Once Upon a Time in Kazimierz is a Jewish restaurant offering the sentimental journey to the old Jewish traditions in Krakow, eating out surrounded by settings from the turn of the 20th century, in an ambiance of old workshops and stores with the Klezmer music in the background.
Once Upon a Time in Kazimierz: Jewish Roots in Krakow
Once upon a time Kazimierz was a busy Jewish settlement founded back in the 14th century by the Polish king Kazimierz the Great.
With time Kazimierz was gradually “absorbed” into the agglomeration of the greater Cracow (then capital of Poland).
Despite this inevitable integration with Gentiles, the Jewish community enjoyed relatively peaceful coexistence and a great deal of commercial liberty.
At the dawn of WW2 Kazimierz was a lively Jewish district with well developed chain of small businesses and stores where mutual interests of Jews and Poles have been transforming the “coexistence” into a sort of “harmonious cooperation”.
These two communities mingled together, worked alongside one another, they were shopping in the same stores, although interestingly they differed in almost everything else –be it language, culture, traditions, religion…..
"Once Upon a Time": Miodowa Street (Kazimierz) - Journey to the past....
WW2 left terrible destruction, not only in a human dimension or infrastructure. It was almost equally tragic that it completely erased hundreds of years old cultural heritage of Polish Jews…..
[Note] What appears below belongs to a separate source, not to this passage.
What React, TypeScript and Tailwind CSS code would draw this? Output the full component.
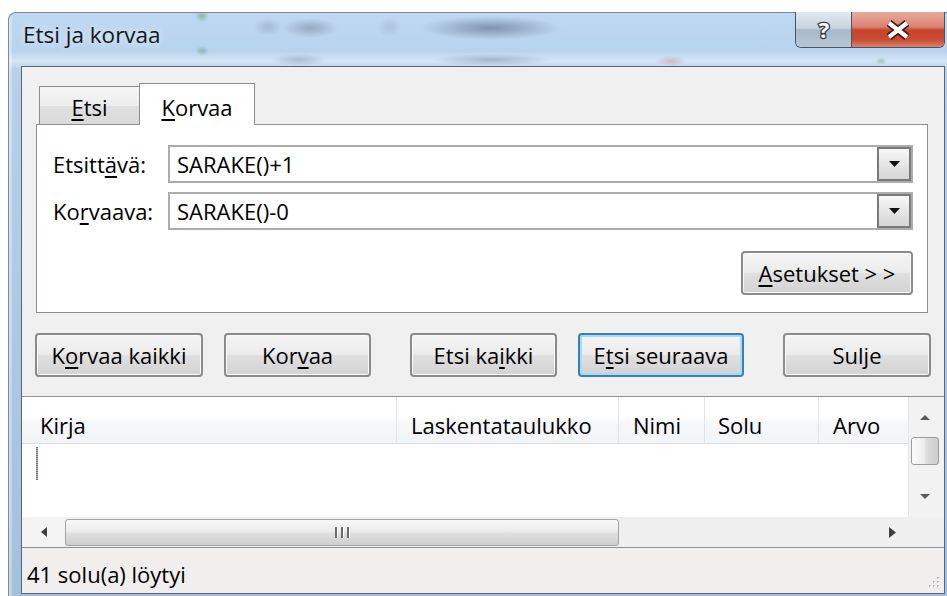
import React from "react";

function U({ children }: { children: React.ReactNode }) {
  return <span className="underline decoration-[1.5px] underline-offset-[3px]">{children}</span>;
}

const btnBase =
  "h-[44px] shrink-0 rounded-[4px] border-2 flex items-center justify-center text-[22px] leading-none text-black bg-[linear-gradient(#f4f4f4,#ececec_48%,#dfdfdf_52%,#d3d3d3)]";
const btnIdle = "border-[#8b8b8b] shadow-[inset_0_0_0_1px_#fafafa]";
const btnFocus = "border-[#3c7fb1] shadow-[inset_0_0_0_2px_#a8dcf6]";

function Combo({ label, value }: { label: React.ReactNode; value: string }) {
  return (
    <div className="flex items-center h-[38px]">
      <div className="w-[115px] text-[22px] leading-none">{label}</div>
      <div className="flex-1 h-full border-2 border-[#acacac] bg-white flex items-stretch">
        <div className="flex-1 flex items-center pl-[7px] text-[22px] leading-none">{value}</div>
        <div className="w-[34px] border-2 border-[#7a7a7a] bg-[linear-gradient(#f7f7f7,#e6e6e6_50%,#d6d6d6)] flex items-center justify-center">
          <svg width="11" height="6" viewBox="0 0 11 6">
            <path d="M0 0h11L5.5 6z" fill="#111" />
          </svg>
        </div>
      </div>
    </div>
  );
}

function HeaderCell({ children, className }: { children: React.ReactNode; className: string }) {
  return (
    <div className={`h-full flex items-center pt-[10px] text-[22px] leading-none ${className}`}>
      {children}
    </div>
  );
}

export default function App() {
  return (
    <div className="w-[947px] h-[596px] bg-white overflow-hidden font-['Open_Sans',sans-serif] text-black">
      {/* window frame with glass */}
      <div className="ml-[8px] mt-[12px] w-[939px] h-[584px] rounded-tl-[8px] border-l border-t border-[#7b8999] pl-[12px] pr-[2px] pb-[2px] flex flex-col bg-[image:linear-gradient(90deg,rgba(255,255,255,0.55)_0px,rgba(255,255,255,0)_4px),radial-gradient(ellipse_70px_12px_at_482px_15px,rgba(95,112,135,0.65),transparent),radial-gradient(ellipse_60px_6px_at_482px_47px,rgba(95,112,135,0.4),transparent),radial-gradient(ellipse_28px_10px_at_301px_15px,rgba(110,125,145,0.5),transparent),radial-gradient(ellipse_28px_6px_at_290px_47px,rgba(110,125,145,0.4),transparent),radial-gradient(ellipse_14px_9px_at_259px_14px,rgba(120,135,150,0.35),transparent),radial-gradient(ellipse_12px_10px_at_380px_14px,rgba(120,135,150,0.25),transparent),radial-gradient(ellipse_7px_6px_at_193px_3px,rgba(90,150,90,0.5),transparent),radial-gradient(ellipse_7px_5px_at_193px_38px,rgba(90,150,90,0.45),transparent),radial-gradient(ellipse_16px_5px_at_662px_48px,rgba(200,100,120,0.35),transparent),radial-gradient(ellipse_6px_4px_at_872px_48px,rgba(90,150,90,0.4),transparent),linear-gradient(180deg,#bfd8f1_0px,#b8d3ef_38px,#d6e6f5_48px,#b8d0ea_56px,#a4c0de_100%)]">
        {/* title bar */}
        <div className="h-[53px] shrink-0 flex justify-between items-start">
          <div className="pl-[2px] pt-[11px] text-[22.5px] leading-none text-[#101820] [text-shadow:0_0_8px_rgba(255,255,255,0.9)]">
            Etsi ja korvaa
          </div>
          <div className="flex -mt-px h-[36px] border-x border-b border-[#4a5563] rounded-b-[6px] overflow-hidden">
            <div className="w-[56px] h-full border-r border-[#4a5563] bg-[linear-gradient(#e2e9f0,#c9d4df_45%,#a9b8c8_52%,#b9c6d4)] flex items-center justify-center">
              <svg width="24" height="30" viewBox="0 0 24 30" className="overflow-visible">
                <text
                  x="12"
                  y="23"
                  textAnchor="middle"
                  fontSize="22"
                  fontWeight="700"
                  fontFamily="'Open Sans', sans-serif"
                  fill="#fff"
                  stroke="#2f3b49"
                  strokeWidth="2.6"
                  paintOrder="stroke"
                >
                  ?
                </text>
              </svg>
            </div>
            <div className="w-[92px] h-full bg-[linear-gradient(#e9ab9d,#d98372_42%,#c7442f_52%,#c84a33_78%,#d9846a)] flex items-center justify-center">
              <svg width="28" height="22" viewBox="0 0 28 22">
                <path d="M5 4L23 18M23 4L5 18" stroke="#3a1712" strokeWidth="7.5" />
                <path d="M5 4L23 18M23 4L5 18" stroke="#ffffff" strokeWidth="4.2" />
              </svg>
            </div>
          </div>
        </div>

        {/* client area */}
        <div className="h-[528px] shrink-0 border border-[#5b6672] bg-[#f0f0f0] flex flex-col">
          {/* tabs */}
          <div className="mt-[16px] ml-[14px] mr-[16px] h-[41px] flex items-end pl-[3px]">
            <div className="w-[101px] h-[38px] border-l border-t border-r border-[#8c8e94] bg-[linear-gradient(#f5f5f5,#ededed_50%,#e0e0e0_52%,#dadada)] flex items-center justify-center text-[22px] leading-none pt-[2px]">
              <U>E</U>tsi
            </div>
            <div className="relative z-10 -ml-px -mb-px w-[116px] h-[42px] border-l border-t border-r border-[#8c8e94] bg-white flex items-center justify-center text-[22px] leading-none pt-[4px]">
              <U>K</U>orvaa
            </div>
          </div>

          {/* tab page */}
          <div className="ml-[14px] mr-[16px] h-[189px] border border-[#8c8e94] bg-white pt-[20px] pl-[16px] pr-[14px] flex flex-col">
            <div className="flex flex-col gap-[9px]">
              <Combo
                label={
                  <>
                    Etsitt<U>ä</U>vä:
                  </>
                }
                value="SARAKE()+1"
              />
              <Combo
                label={
                  <>
                    Ko<U>r</U>vaava:
                  </>
                }
                value="SARAKE()-0"
              />
            </div>
            <div className={`${btnBase} ${btnIdle} self-end mt-[21px] w-[172px] h-[43px]`}>
              <U>A</U>setukset &gt; &gt;
            </div>
          </div>

          {/* command buttons */}
          <div className="mt-[20px] ml-[13px] flex">
            <div className={`${btnBase} ${btnIdle} w-[168px]`}>
              K<U>o</U>rvaa kaikki
            </div>
            <div className={`${btnBase} ${btnIdle} ml-[21px] w-[147px]`}>
              Kor<U>v</U>aa
            </div>
            <div className={`${btnBase} ${btnIdle} ml-[39px] w-[147px]`}>
              Etsi ka<U>i</U>kki
            </div>
            <div className={`${btnBase} ${btnFocus} ml-[21px] w-[166px]`}>
              E<U>t</U>si seuraava
            </div>
            <div className={`${btnBase} ${btnIdle} ml-[39px] w-[148px]`}>Sulje</div>
          </div>

          {/* results list */}
          <div className="mt-[19px] h-[152px] shrink-0 border-t border-b border-[#8f9399] bg-white flex">
            <div className="flex-1 flex flex-col min-w-0">
              <div className="h-[47px] shrink-0 flex border-b border-[#dcdde0] bg-[linear-gradient(#ffffff,#ffffff_45%,#f6f7f9_55%,#f3f4f6)]">
                <HeaderCell className="w-[375px] pl-[18px] border-r border-[#e2e3e5]">Kirja</HeaderCell>
                <HeaderCell className="w-[222px] pl-[14px] border-r border-[#e2e3e5]">Laskentataulukko</HeaderCell>
                <HeaderCell className="w-[86px] pl-[14px] border-r border-[#e2e3e5]">Nimi</HeaderCell>
                <HeaderCell className="w-[114px] pl-[13px] border-r border-[#e2e3e5]">Solu</HeaderCell>
                <HeaderCell className="flex-1 pl-[14px]">Arvo</HeaderCell>
              </div>
              <div className="flex-1 bg-white">
                <div className="ml-[14px] mt-[3px] w-[2px] h-[33px] bg-[repeating-linear-gradient(180deg,#4f7fcf_0px,#4f7fcf_1px,#e3a056_1px,#e3a056_2px)]" />
              </div>
              {/* horizontal scrollbar */}
              <div className="h-[30px] shrink-0 flex bg-[#efefef]">
                <div className="w-[43px] flex items-center justify-center bg-[#f4f4f4]">
                  <svg width="6" height="10" viewBox="0 0 6 10">
                    <path d="M6 0v10L0 5z" fill="#3f3f3f" />
                  </svg>
                </div>
                <div className="w-[554px] mt-[2px] mb-[1px] rounded-[3px] border border-[#a3a3a3] bg-[linear-gradient(#f8f8f8,#ececec_45%,#dedede_55%,#cfcfcf)] flex items-center justify-center">
                  <svg width="15" height="11" viewBox="0 0 15 11">
                    <rect x="0" y="0" width="2" height="11" fill="#6b6b6b" />
                    <rect x="6" y="0" width="2" height="11" fill="#6b6b6b" />
                    <rect x="12" y="0" width="2" height="11" fill="#6b6b6b" />
                    <rect x="2" y="0" width="1" height="11" fill="#ffffff" />
                    <rect x="8" y="0" width="1" height="11" fill="#ffffff" />
                    <rect x="14" y="0" width="1" height="11" fill="#ffffff" />
                  </svg>
                </div>
                <div className="flex-1 flex items-center justify-end pr-[12px]">
                  <svg width="7" height="11" viewBox="0 0 7 11">
                    <path d="M0 0v11L7 5.5z" fill="#3f3f3f" />
                  </svg>
                </div>
              </div>
            </div>
            {/* vertical scrollbar + corner */}
            <div className="w-[36px] shrink-0 flex flex-col">
              <div className="flex-1 flex flex-col bg-[#f2f2f2] border-l border-[#e6e6e6] pr-[3px]">
                <div className="h-[40px] flex items-center justify-center pt-[1px]">
                  <svg width="10" height="5" viewBox="0 0 10 5">
                    <path d="M0 5h10L5 0z" fill="#5a5a5a" />
                  </svg>
                </div>
                <div className="h-[28px] mx-[2px] rounded-[3px] border border-[#9c9c9c] bg-[linear-gradient(90deg,#fbfbfb,#eeeeee_45%,#dcdcdc_55%,#cdcdcd)]" />
                <div className="flex-1" />
                <div className="h-[40px] flex items-center justify-center pb-[2px]">
                  <svg width="10" height="5" viewBox="0 0 10 5">
                    <path d="M0 0h10L5 5z" fill="#5a5a5a" />
                  </svg>
                </div>
              </div>
              <div className="h-[30px] shrink-0 bg-[#efefef]" />
            </div>
          </div>

          {/* status bar */}
          <div className="flex-1 bg-[#f1eeee] flex justify-between">
            <div className="pl-[5px] pt-[6px] flex items-center text-[22px] leading-none">41 solu(a) löytyi</div>
            <svg className="self-end mb-[3px] mr-[3px]" width="14" height="14" viewBox="0 0 14 14">
              <rect x="10" y="1" width="2" height="2" fill="#b8b8b8" />
              <rect x="6" y="5" width="2" height="2" fill="#b8b8b8" />
              <rect x="10" y="5" width="2" height="2" fill="#b8b8b8" />
              <rect x="2" y="9" width="2" height="2" fill="#b8b8b8" />
              <rect x="6" y="9" width="2" height="2" fill="#b8b8b8" />
              <rect x="10" y="9" width="2" height="2" fill="#b8b8b8" />
              <rect x="11" y="2" width="2" height="2" fill="#ffffff" />
              <rect x="7" y="6" width="2" height="2" fill="#ffffff" />
              <rect x="11" y="6" width="2" height="2" fill="#ffffff" />
              <rect x="3" y="10" width="2" height="2" fill="#ffffff" />
              <rect x="7" y="10" width="2" height="2" fill="#ffffff" />
              <rect x="11" y="10" width="2" height="2" fill="#ffffff" />
            </svg>
          </div>
        </div>
      </div>
    </div>
  );
}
These days Kazimierz is coming back but mainly as a popular bohemian district with numerous fashionable cafes and restaurants operating till deep night. Unfortunately the attempts to revive its old Jewish character and raise public interest in Jewish culture are not that successful (Festival of Jewish Culture usually held in the first week of July is a praiseworthy exception).
Restauracja "Dawno Temu na Kazimierzu"
1, Szeroka Street (ul. Szeroka 1)
tel. 48 12 421 2117
But there are also other exceptions and that is how we come to the project called “Once Upon a time in Kazimierz” (“Dawno Temu na Kazimierzu”).
Imagine wondering along the narrow streets of Kazimierz at the turn of the 20th century. Passing by decaying facades of mostly two story buildings in an ocean of colorless grayish tones, here and there you will spot signs of small family-owned shops lining the streets. Crowd of passersby like ants tirelessly move back and forth along vibrant streets carrying some bundles,..... life goes on…..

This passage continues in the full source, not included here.